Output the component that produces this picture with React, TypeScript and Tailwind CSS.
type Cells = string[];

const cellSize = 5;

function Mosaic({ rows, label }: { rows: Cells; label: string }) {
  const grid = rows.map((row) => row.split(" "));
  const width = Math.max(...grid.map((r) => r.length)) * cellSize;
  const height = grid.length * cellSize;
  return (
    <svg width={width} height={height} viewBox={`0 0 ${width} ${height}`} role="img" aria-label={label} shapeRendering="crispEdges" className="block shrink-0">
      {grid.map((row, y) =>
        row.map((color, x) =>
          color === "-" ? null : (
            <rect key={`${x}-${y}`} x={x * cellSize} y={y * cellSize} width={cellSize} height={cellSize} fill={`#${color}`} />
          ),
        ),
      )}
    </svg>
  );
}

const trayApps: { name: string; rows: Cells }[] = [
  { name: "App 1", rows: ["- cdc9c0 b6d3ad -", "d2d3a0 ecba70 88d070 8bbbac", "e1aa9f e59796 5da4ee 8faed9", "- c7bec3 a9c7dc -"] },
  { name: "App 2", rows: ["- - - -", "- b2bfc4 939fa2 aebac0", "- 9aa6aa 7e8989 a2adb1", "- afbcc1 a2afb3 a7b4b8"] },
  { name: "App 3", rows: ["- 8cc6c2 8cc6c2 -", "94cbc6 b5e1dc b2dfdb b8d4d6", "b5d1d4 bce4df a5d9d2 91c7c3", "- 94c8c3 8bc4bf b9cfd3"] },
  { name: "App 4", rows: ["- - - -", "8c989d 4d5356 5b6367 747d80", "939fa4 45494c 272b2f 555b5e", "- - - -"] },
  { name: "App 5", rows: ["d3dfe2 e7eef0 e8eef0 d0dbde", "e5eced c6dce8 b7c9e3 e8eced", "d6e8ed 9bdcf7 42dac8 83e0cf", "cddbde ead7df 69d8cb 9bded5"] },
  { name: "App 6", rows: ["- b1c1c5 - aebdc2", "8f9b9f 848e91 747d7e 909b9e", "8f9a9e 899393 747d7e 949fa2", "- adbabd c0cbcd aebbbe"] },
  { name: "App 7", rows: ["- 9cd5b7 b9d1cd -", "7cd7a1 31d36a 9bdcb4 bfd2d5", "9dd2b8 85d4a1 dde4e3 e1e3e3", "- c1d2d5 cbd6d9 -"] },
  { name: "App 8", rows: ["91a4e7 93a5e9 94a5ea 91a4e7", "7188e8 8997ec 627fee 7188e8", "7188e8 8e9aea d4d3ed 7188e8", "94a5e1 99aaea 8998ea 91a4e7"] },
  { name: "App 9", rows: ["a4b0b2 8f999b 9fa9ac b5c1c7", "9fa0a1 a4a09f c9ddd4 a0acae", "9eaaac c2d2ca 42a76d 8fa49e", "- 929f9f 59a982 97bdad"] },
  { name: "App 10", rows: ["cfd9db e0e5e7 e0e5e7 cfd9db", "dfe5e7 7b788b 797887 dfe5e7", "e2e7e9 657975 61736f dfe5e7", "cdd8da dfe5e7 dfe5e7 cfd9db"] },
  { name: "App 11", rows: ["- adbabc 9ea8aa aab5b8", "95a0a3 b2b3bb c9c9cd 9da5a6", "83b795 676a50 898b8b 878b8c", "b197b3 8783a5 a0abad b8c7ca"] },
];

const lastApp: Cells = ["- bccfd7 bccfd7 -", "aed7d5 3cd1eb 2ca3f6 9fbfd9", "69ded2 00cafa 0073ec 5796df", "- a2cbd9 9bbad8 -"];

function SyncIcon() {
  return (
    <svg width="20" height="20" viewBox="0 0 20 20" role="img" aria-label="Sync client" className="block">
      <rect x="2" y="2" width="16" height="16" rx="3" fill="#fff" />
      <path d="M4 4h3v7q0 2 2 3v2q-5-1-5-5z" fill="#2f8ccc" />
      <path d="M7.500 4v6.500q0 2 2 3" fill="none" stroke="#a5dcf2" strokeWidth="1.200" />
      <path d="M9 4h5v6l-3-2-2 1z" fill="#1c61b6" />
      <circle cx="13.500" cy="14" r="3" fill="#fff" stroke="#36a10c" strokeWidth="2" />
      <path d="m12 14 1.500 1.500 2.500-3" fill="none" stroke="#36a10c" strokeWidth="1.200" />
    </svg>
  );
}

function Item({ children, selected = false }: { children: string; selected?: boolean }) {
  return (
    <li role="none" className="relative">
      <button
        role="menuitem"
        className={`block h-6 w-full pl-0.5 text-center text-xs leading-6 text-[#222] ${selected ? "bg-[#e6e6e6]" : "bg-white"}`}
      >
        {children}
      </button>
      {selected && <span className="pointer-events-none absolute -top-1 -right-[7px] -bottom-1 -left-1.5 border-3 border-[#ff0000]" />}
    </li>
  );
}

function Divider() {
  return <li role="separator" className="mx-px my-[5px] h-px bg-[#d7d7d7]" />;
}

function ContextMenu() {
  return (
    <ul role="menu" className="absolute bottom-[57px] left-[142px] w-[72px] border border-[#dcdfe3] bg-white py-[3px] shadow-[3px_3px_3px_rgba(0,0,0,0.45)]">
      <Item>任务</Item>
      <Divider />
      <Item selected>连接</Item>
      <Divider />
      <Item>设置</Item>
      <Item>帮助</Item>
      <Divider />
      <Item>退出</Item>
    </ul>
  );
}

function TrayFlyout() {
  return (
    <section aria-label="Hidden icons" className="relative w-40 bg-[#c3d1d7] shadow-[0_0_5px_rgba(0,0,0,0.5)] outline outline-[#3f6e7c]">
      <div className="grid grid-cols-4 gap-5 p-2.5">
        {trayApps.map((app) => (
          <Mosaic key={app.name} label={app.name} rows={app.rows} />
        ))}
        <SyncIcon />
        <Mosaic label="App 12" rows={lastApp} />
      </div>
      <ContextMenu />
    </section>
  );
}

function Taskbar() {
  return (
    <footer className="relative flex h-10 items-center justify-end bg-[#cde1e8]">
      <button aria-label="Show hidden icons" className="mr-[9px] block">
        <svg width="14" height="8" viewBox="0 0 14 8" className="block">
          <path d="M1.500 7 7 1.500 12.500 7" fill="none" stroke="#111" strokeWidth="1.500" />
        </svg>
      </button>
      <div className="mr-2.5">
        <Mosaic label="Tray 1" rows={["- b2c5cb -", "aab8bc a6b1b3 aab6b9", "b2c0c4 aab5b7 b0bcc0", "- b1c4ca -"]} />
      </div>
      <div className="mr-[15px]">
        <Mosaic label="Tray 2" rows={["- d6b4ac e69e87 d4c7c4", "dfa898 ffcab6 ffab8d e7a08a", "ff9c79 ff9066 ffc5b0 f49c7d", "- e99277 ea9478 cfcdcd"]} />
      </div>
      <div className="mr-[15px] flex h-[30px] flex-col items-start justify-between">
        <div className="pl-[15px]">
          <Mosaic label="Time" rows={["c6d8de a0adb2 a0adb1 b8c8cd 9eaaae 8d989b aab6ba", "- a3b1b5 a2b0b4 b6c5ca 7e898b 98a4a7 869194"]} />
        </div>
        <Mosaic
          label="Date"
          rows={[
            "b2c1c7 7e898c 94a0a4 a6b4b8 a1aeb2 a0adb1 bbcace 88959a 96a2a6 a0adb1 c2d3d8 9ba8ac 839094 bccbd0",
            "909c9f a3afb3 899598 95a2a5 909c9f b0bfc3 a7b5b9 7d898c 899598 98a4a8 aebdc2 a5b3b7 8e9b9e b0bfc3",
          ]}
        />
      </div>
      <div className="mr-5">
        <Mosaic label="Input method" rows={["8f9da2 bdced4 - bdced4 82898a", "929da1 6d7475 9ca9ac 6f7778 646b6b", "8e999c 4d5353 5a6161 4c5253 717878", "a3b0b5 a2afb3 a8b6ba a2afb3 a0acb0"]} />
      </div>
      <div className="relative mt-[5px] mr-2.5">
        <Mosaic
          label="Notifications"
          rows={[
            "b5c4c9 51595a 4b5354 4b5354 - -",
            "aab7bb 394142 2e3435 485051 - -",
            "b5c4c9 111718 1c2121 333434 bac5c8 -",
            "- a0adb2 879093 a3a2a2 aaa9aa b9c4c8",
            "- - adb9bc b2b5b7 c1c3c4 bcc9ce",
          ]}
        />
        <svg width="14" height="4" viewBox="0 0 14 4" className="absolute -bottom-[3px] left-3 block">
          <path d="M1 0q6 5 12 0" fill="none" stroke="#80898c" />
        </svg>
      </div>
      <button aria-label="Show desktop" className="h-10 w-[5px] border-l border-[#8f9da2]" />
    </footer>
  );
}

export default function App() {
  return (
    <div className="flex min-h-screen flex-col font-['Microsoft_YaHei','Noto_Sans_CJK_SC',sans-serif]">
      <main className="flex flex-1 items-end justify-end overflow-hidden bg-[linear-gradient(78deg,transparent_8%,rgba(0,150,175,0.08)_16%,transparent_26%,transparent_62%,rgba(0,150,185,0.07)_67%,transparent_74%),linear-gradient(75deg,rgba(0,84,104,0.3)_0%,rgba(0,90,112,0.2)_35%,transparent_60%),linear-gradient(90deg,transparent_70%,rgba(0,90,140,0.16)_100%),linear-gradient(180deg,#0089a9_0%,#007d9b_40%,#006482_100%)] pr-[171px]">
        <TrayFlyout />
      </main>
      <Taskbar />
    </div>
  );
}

####

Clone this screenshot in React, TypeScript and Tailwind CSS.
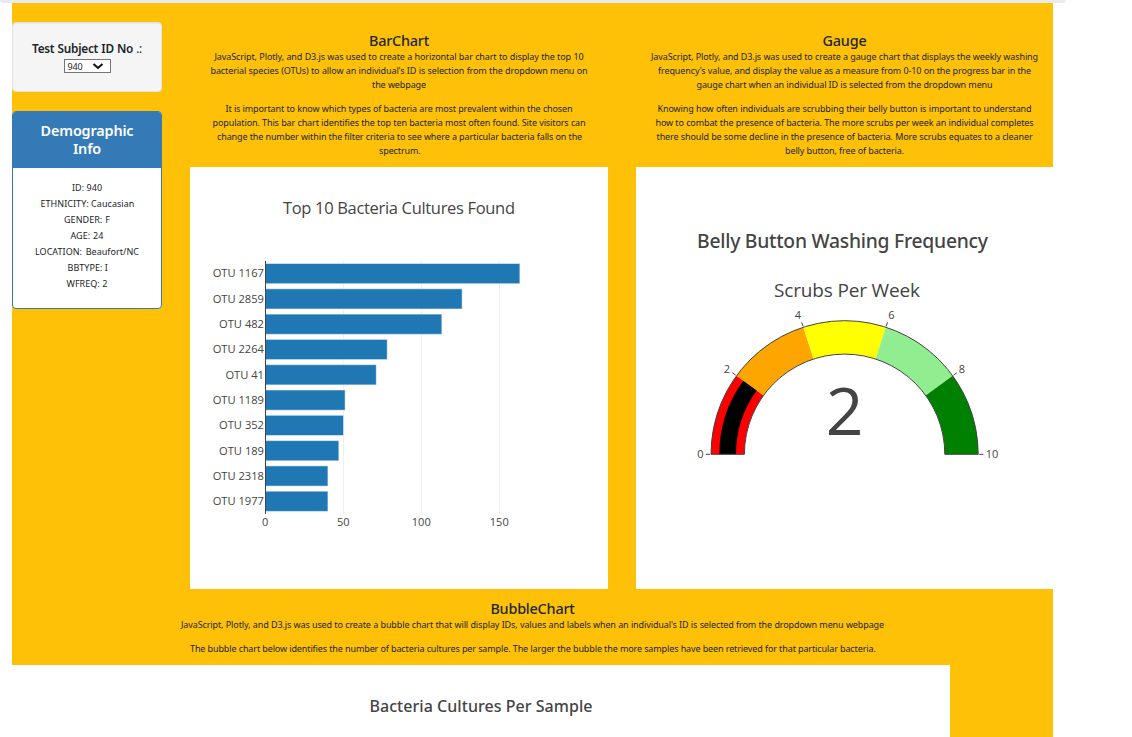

####

Problem details -
Extract and output the part that opens with the line containing "Output the component" and closes with the line containing "const cellSize = 5;", unchanged, ends included.

Result of the task -
Output the component that produces this picture with React, TypeScript and Tailwind CSS.
type Cells = string[];

const cellSize = 5;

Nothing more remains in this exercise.